Without including any images, repeat the data exactly.
+++
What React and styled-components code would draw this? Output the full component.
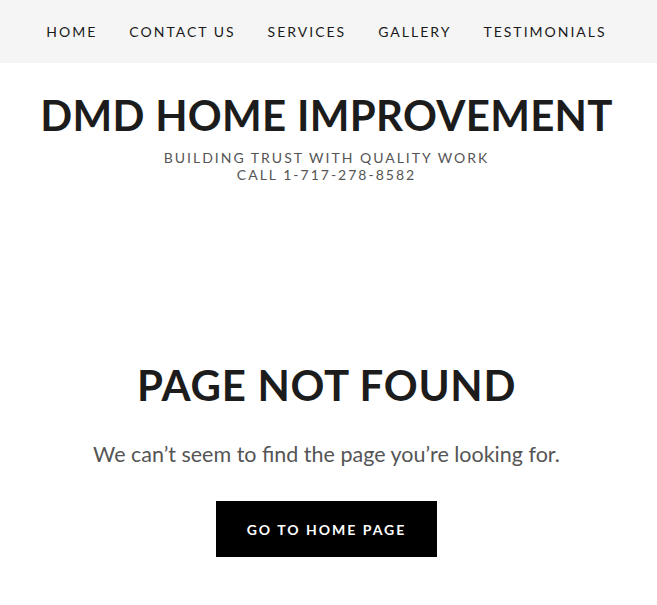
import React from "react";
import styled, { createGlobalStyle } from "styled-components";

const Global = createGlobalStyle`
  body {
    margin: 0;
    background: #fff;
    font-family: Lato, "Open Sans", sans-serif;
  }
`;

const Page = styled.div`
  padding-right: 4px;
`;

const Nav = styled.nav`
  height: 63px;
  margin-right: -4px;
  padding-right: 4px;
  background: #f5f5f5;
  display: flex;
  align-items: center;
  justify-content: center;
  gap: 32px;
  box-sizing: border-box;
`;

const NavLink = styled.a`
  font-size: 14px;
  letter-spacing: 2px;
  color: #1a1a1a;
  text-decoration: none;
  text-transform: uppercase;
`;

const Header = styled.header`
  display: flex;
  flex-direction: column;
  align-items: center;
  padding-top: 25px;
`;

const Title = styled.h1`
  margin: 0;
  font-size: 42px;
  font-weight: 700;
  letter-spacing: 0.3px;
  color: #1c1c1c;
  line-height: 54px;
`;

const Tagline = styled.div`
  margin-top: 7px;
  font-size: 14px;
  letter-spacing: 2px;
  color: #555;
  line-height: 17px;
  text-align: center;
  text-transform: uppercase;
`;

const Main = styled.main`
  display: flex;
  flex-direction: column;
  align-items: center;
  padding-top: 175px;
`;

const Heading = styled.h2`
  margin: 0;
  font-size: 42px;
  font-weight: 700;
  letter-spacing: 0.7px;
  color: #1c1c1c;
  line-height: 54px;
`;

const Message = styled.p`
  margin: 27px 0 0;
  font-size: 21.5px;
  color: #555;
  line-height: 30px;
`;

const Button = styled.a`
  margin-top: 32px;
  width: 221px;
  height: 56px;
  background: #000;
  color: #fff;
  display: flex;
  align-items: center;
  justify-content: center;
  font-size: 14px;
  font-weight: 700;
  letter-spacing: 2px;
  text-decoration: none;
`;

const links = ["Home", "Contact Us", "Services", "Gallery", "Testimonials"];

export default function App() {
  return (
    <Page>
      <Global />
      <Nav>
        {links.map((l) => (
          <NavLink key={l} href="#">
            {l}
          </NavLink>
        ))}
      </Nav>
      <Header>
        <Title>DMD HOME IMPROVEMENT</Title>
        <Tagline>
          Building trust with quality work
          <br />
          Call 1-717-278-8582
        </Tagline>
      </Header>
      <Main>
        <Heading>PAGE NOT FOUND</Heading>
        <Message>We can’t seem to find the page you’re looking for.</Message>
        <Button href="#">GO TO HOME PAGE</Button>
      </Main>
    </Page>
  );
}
+++
• EXERCISE RESULT
What React and styled-components code would draw this? Output the full component.
import React from "react";
import styled, { createGlobalStyle } from "styled-components";

const Global = createGlobalStyle`
  body {
    margin: 0;
    background: #fff;
    font-family: Lato, "Open Sans", sans-serif;
  }
`;

const Page = styled.div`
  padding-right: 4px;
`;

const Nav = styled.nav`
  height: 63px;
  margin-right: -4px;
  padding-right: 4px;
  background: #f5f5f5;
  display: flex;
  align-items: center;
  justify-content: center;
  gap: 32px;
  box-sizing: border-box;
`;

const NavLink = styled.a`
  font-size: 14px;
  letter-spacing: 2px;
  color: #1a1a1a;
  text-decoration: none;
  text-transform: uppercase;
`;

const Header = styled.header`
  display: flex;
  flex-direction: column;
  align-items: center;
  padding-top: 25px;
`;

const Title = styled.h1`
  margin: 0;
  font-size: 42px;
  font-weight: 700;
  letter-spacing: 0.3px;
  color: #1c1c1c;
  line-height: 54px;
`;

const Tagline = styled.div`
  margin-top: 7px;
  font-size: 14px;
  letter-spacing: 2px;
  color: #555;
  line-height: 17px;
  text-align: center;
  text-transform: uppercase;
`;

const Main = styled.main`
  display: flex;
  flex-direction: column;
  align-items: center;
  padding-top: 175px;
`;

const Heading = styled.h2`
  margin: 0;
  font-size: 42px;
  font-weight: 700;
  letter-spacing: 0.7px;
  color: #1c1c1c;
  line-height: 54px;
`;

const Message = styled.p`
  margin: 27px 0 0;
  font-size: 21.5px;
  color: #555;
  line-height: 30px;
`;

const Button = styled.a`
  margin-top: 32px;
  width: 221px;
  height: 56px;
  background: #000;
  color: #fff;
  display: flex;
  align-items: center;
  justify-content: center;
  font-size: 14px;
  font-weight: 700;
  letter-spacing: 2px;
  text-decoration: none;
`;

const links = ["Home", "Contact Us", "Services", "Gallery", "Testimonials"];

export default function App() {
  return (
    <Page>
      <Global />
      <Nav>
        {links.map((l) => (
          <NavLink key={l} href="#">
            {l}
          </NavLink>
        ))}
      </Nav>
      <Header>
        <Title>DMD HOME IMPROVEMENT</Title>
        <Tagline>
          Building trust with quality work
          <br />
          Call 1-717-278-8582
        </Tagline>
      </Header>
      <Main>
        <Heading>PAGE NOT FOUND</Heading>
        <Message>We can’t seem to find the page you’re looking for.</Message>
        <Button href="#">GO TO HOME PAGE</Button>
      </Main>
    </Page>
  );
}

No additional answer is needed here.